Is A Personal Loan Better Than A Credit Card?

Asking if a personal loan is better than a credit card is like asking if an apple is better than an orange.  Both are forms of credit and both are equally as useful as each other, depending on the situation. Both have different features.

Credit cards:

Credit cards have some distinguishing features that may include:

  • Credit limits of credit cards vary from $500 to $100,000 and over. The credit limit on a credit card depends upon a number of factors including income, assets and liabilities as well as an applicant’s individual credit rating.
  • Credit limits are renewable. This means that a credit limit of $1000 can be used over and over and over each time the balance is repaid.
  • Credit Cards have flexible repayment systems where all the amount outstanding can be made or the minimum repayment can be made.
  • Credit cards  often have introductory interest rates for specific periods of time (term).
  • Credit Cards often have balance transfer options, where a consumer may transfer an outstanding balance to a competitor’s 0% interest credit card and avoid interest.
  • Credit Cards can often be obtained quickly by applying online ie. instant approval credit cards.
  • Some credit cards offer rewards programmes, where customers can earn points by making purchases using the card.

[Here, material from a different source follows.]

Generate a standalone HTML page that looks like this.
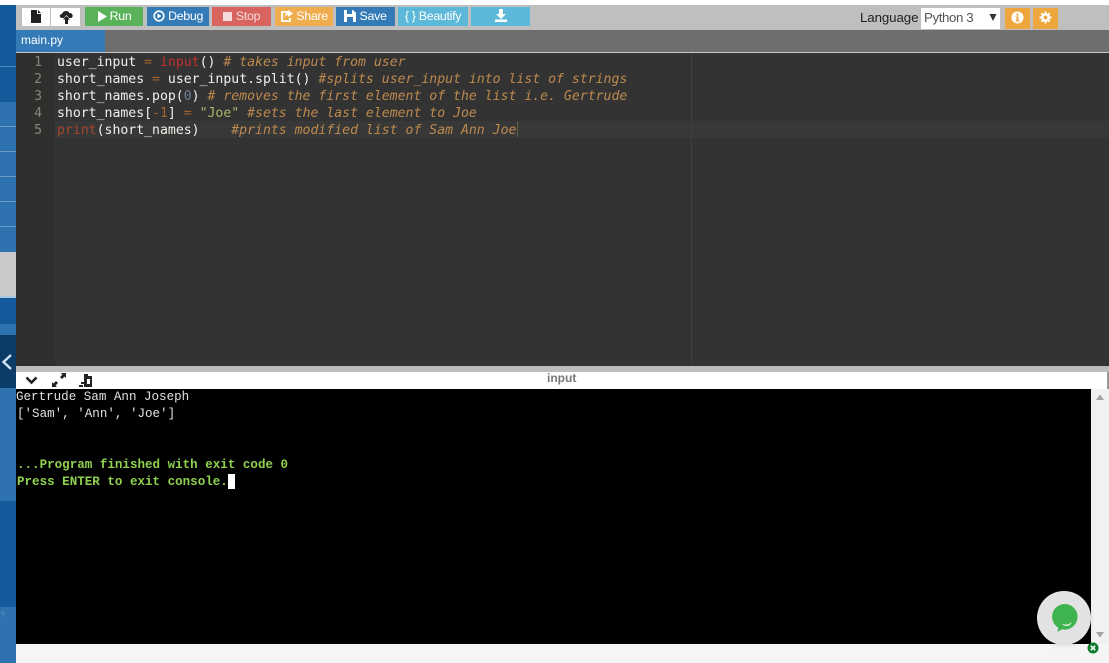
<!DOCTYPE html>
<html><head><meta charset="utf-8">
<style>
html,body{margin:0;padding:0;background:#fff;}
#p{position:relative;width:1109px;height:663px;overflow:hidden;background:#fff;font-family:"Liberation Sans",sans-serif;}
.a{position:absolute;}
.b{position:absolute;top:7px;height:19px;color:#fff;font-size:12.4px;line-height:19px;text-align:center;white-space:nowrap;letter-spacing:-.3px;box-sizing:border-box;}
.b svg{vertical-align:-1.5px;}
.l{position:absolute;left:57px;height:17px;line-height:17px;font-family:"DejaVu Sans Mono",monospace;font-size:13.17px;color:#f0f0ea;white-space:pre;}
.n{position:absolute;left:16px;width:26px;height:17px;line-height:17px;text-align:right;font-family:"DejaVu Sans Mono",monospace;font-size:13.17px;color:#85867f;}
.c{color:#bd8a4e;font-style:italic;}
.o{color:#a5652c;}
.f{color:#c2302f;}
.d{color:#6f7f90;}
.s{color:#a8b56a;}
.t{position:absolute;left:17px;height:17px;line-height:17px;font-family:"Liberation Mono",monospace;font-size:12.55px;white-space:pre;color:#e0e0e0;}
.g{color:#8fd14f;font-weight:bold;}
</style></head><body>
<div id="p">
<!-- sidebar -->
<div class="a" style="left:0;top:5px;width:16px;height:658px;background:#125a9a;"></div>
<div class="a" style="left:0;top:102px;width:16px;height:150px;background:#2f72b0;"></div>
<div class="a" style="left:0;top:66px;width:16px;height:1px;background:#4f8cc4;"></div>
<div class="a" style="left:0;top:126px;width:16px;height:1px;background:#6a9ccb;"></div>
<div class="a" style="left:0;top:151px;width:16px;height:1px;background:#6a9ccb;"></div>
<div class="a" style="left:0;top:176px;width:16px;height:1px;background:#6a9ccb;"></div>
<div class="a" style="left:0;top:201px;width:16px;height:1px;background:#6a9ccb;"></div>
<div class="a" style="left:0;top:226px;width:16px;height:1px;background:#6a9ccb;"></div>
<div class="a" style="left:0;top:252px;width:16px;height:46px;background:#c9c9c9;"></div>
<div class="a" style="left:0;top:296px;width:16px;height:2px;background:#a9c6e2;"></div>
<div class="a" style="left:0;top:324px;width:16px;height:11px;background:#2f72b0;"></div>
<div class="a" style="left:0;top:335px;width:16px;height:53px;background:#0d3b68;"></div>
<svg class="a" style="left:0;top:353px" width="16" height="18"><path d="M11 2 L3.500 9 L11 16" fill="none" stroke="#cfe3f5" stroke-width="2.400"/></svg>
<div class="a" style="left:0;top:388px;width:16px;height:113px;background:#2f72b0;"></div>
<div class="a" style="left:0;top:607px;width:16px;height:56px;background:#2f72b0;"></div>
<div class="a" style="left:0;top:611px;width:5px;height:9px;color:#5a90c4;font-size:9px;line-height:9px;">?</div>

<!-- toolbar -->
<div class="a" style="left:16px;top:5px;width:1093px;height:25px;background:#bfbfbf;"></div>
<div class="a" style="left:16px;top:30px;width:1093px;height:22px;background:#6e6e6e;"></div>
<div class="a" style="left:16px;top:52px;width:1093px;height:1px;background:#c8c8c8;"></div>
<div class="a" style="left:16px;top:30px;width:89px;height:22px;background:#337ab7;color:#fff;font-size:12px;line-height:21px;padding-left:5px;box-sizing:border-box;">main.py</div>

<div class="a" style="left:22px;top:8px;width:28px;height:18px;background:#fff;"></div>
<div class="a" style="left:51px;top:8px;width:29px;height:18px;background:#fff;"></div>
<svg class="a" style="left:30px;top:10px" width="12" height="13"><path d="M1 0H7V4H11V13H1Z M8 0L11 3H8Z" fill="#222"/></svg>
<svg class="a" style="left:59px;top:10px" width="15" height="14"><path d="M3.500 8C0 8 0 4 3 4C4 .5 9 0 10.500 3C14 2.500 15 8 11.500 8H10L7.500 5L5 8Z" fill="#222"/><path d="M7.500 6L11 9.500H9V14H6V9.500H4Z" fill="#222"/></svg>

<div class="b" style="left:85px;width:58px;background:#59b25a;"><svg width="10" height="11"><path d="M1 0L10 5.500L1 11Z" fill="#fff"/></svg> Run</div>
<div class="b" style="left:147px;width:62px;background:#337ab7;"><svg width="12" height="12"><circle cx="6" cy="6" r="4.800" fill="none" stroke="#fff" stroke-width="1.600"/><path d="M4.500 3.500L8.500 6L4.500 8.500Z" fill="#fff"/></svg> Debug</div>
<div class="b" style="left:212px;width:59px;background:#d9645f;color:#f3dcdb;"><svg width="10" height="10" style="vertical-align:-1px"><rect width="9" height="9" y="1" fill="#f3dcdb"/></svg> Stop</div>
<div class="b" style="left:275px;width:58px;background:#f0ad4e;"><svg width="13" height="12"><path d="M8 2H2V11H10V8" fill="none" stroke="#fff" stroke-width="1.800"/><path d="M8 0L13 3.500L8 7V5C6 5 5 6 4.500 8C4.500 5 6 2.500 8 2.500Z" fill="#fff"/></svg> Share</div>
<div class="b" style="left:336px;width:59px;background:#337ab7;"><svg width="12" height="12"><path d="M0 0H9L12 3V12H0Z" fill="#fff"/><rect x="3" y="0" width="5" height="4" fill="#337ab7"/><rect x="3" y="7" width="6" height="5" fill="#337ab7"/></svg> Save</div>
<div class="b" style="left:398px;width:70px;background:#5bb8d8;">{ } Beautify</div>
<div class="b" style="left:471px;width:59px;background:#5bb8d8;"><svg width="14" height="13" style="vertical-align:-2px"><path d="M5 0H9V5H12L7 10L2 5H5Z" fill="#fff"/><rect x="1" y="10.500" width="12" height="2.500" fill="#fff"/></svg></div>

<div class="a" style="left:860px;top:9px;font-size:13.300px;line-height:18px;color:#222;letter-spacing:-.1px;">Language</div>
<div class="a" style="left:921px;top:8px;width:79px;height:21px;background:#fff;color:#555;font-size:13.300px;line-height:20px;padding-left:3px;box-sizing:border-box;letter-spacing:-.4px;">Python 3</div>
<svg class="a" style="left:989px;top:14px" width="8" height="7"><path d="M.5 0H7.500L4 7Z" fill="#333"/></svg>
<div class="a" style="left:1005px;top:8px;width:25px;height:21px;background:#eea73e;"></div>
<div class="a" style="left:1033px;top:8px;width:25px;height:21px;background:#eea73e;"></div>
<svg class="a" style="left:1011px;top:11px" width="13" height="13"><circle cx="6.500" cy="6.500" r="6" fill="#fff"/><rect x="5.500" y="2.500" width="2" height="2" fill="#eea73e"/><path d="M4.500 5.500H7.500V9.500H8.500V10.500H4.500V9.500H5.500V6.500H4.500Z" fill="#eea73e"/></svg>
<svg class="a" style="left:1039px;top:11px" width="13" height="13"><path d="M6.500 .5V12.500M.5 6.500H12.500M2.300 2.300L10.700 10.700M10.700 2.300L2.300 10.700" stroke="#fff" stroke-width="2"/><circle cx="6.500" cy="6.500" r="4.300" fill="#fff"/><circle cx="6.500" cy="6.500" r="1.900" fill="#eea73e"/></svg>

<!-- editor -->
<div class="a" style="left:16px;top:53px;width:1093px;height:313px;background:#333333;"></div>
<div class="a" style="left:16px;top:53px;width:39px;height:313px;background:#2f2f2d;"></div>
<div class="a" style="left:55px;top:121px;width:1054px;height:17px;background:#383838;"></div>
<div class="a" style="left:691px;top:53px;width:1px;height:313px;background:#3f3f3f;"></div>

<div class="n" style="top:54px">1</div>
<div class="n" style="top:71px">2</div>
<div class="n" style="top:88px">3</div>
<div class="n" style="top:105px">4</div>
<div class="n" style="top:122px">5</div>
<div class="l" style="top:54px">user_input <span class="o">=</span> <span class="f">input</span>() <span class="c"># takes input from user</span></div>
<div class="l" style="top:71px">short_names <span class="o">=</span> user_input.split() <span class="c">#splits user_input into list of strings</span></div>
<div class="l" style="top:88px">short_names.pop(<span class="d">0</span>) <span class="c"># removes the first element of the list i.e. Gertrude</span></div>
<div class="l" style="top:105px">short_names[<span class="o">-1</span>] <span class="o">=</span> <span class="s">"Joe"</span> <span class="c">#sets the last element to Joe</span></div>
<div class="l" style="top:122px"><span class="f" style="color:#a5452c">print</span>(short_names)    <span class="c">#prints modified list of Sam Ann Joe</span></div>
<div class="a" style="left:517px;top:122px;width:1px;height:15px;background:#5a6a45;"></div>

<!-- io header -->
<div class="a" style="left:16px;top:366px;width:1093px;height:6px;background:#bdbdbd;"></div>
<div class="a" style="left:16px;top:372px;width:1091px;height:17px;background:#fff;"></div>
<div class="a" style="left:1107px;top:372px;width:2px;height:17px;background:#999;"></div>
<div class="a" style="left:547px;top:370px;font-size:12px;line-height:16px;font-weight:bold;color:#777;">input</div>
<svg class="a" style="left:25px;top:376px" width="13" height="9"><path d="M1.500 1.500L6.500 6.500L11.500 1.500" fill="none" stroke="#222" stroke-width="2.600"/></svg>
<svg class="a" style="left:51px;top:372px" width="16" height="16"><path d="M10 1H15V6L13.500 4.500L11 7L9 5L11.500 2.500Z M1 15V10L2.500 11.500L5 9L7 11L4.500 13.500L6 15Z" fill="#222"/></svg>
<svg class="a" style="left:79px;top:373px" width="15" height="15"><path d="M5 1H9V3H13V14H5V11H2V9H5Z" fill="#222"/><rect x="8" y="6" width="3" height="5" fill="#fff"/><path d="M0 12H4V14H0Z" fill="#222"/></svg>

<!-- console -->
<div class="a" style="left:16px;top:389px;width:1075px;height:255px;background:#000;"></div>
<div class="t" style="top:389px;left:16px">Gertrude Sam Ann Joseph</div>
<div class="t" style="top:406px">['Sam', 'Ann', 'Joe']</div>
<div class="t g" style="top:457px">...Program finished with exit code 0</div>
<div class="t g" style="top:474px">Press ENTER to exit console.</div>
<div class="a" style="left:228px;top:474px;width:7px;height:15px;background:#fff;"></div>

<!-- scrollbar -->
<div class="a" style="left:1091px;top:389px;width:18px;height:255px;background:#f1f1f1;"></div>
<svg class="a" style="left:1095px;top:394px" width="10" height="7"><path d="M5 .5L9 6H1Z" fill="#a3a3a3"/></svg>
<svg class="a" style="left:1095px;top:631px" width="10" height="7"><path d="M1 1H9L5 6.500Z" fill="#a3a3a3"/></svg>
<div class="a" style="left:16px;top:644px;width:1093px;height:19px;background:#f5f5f5;"></div>

<!-- chat -->
<div class="a" style="left:1037px;top:591px;width:54px;height:54px;border-radius:50%;background:#e2e2e2;box-shadow:0 1px 5px rgba(0,0,0,.12);"></div>
<svg class="a" style="left:1051px;top:604px" width="27" height="28"><path d="M13.500 0A12.800 12.800 0 1 1 11 25.300C9.500 26.500 8 27.500 6 27.500C7 26.300 7.500 25 7.200 23.700A12.800 12.800 0 0 1 13.500 0Z" fill="#3fb34f"/><path d="M11 19.500C14 21.300 18 21 20.500 18C20 22.500 13 23.500 11 19.500Z" fill="#e6f5e6"/></svg>
<svg class="a" style="left:1087px;top:642px" width="12" height="12"><circle cx="6" cy="6" r="5.500" fill="#0a7a2a"/><path d="M3.800 3.800L8.200 8.200M8.200 3.800L3.800 8.200" stroke="#e8f5e8" stroke-width="1.800"/></svg>
</div>
</body></html>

These points can later be redeemed for rewards.

Personal Loans:

Personal loans have some distinguishing features that may include:

  • Amounts range from $3,000 to $100,000 and beyond.
  • Personal loans generally have a lower rate of interest than credit cards.
  • Personal loans accrue interest immediately. There are no interest-free days as there are with credit cards.
  • Personal loans have a set term and repayments to be made each month.
  • Competitive personal loan interest rates
  • Personal loans may have penalties where the loan is repaid early.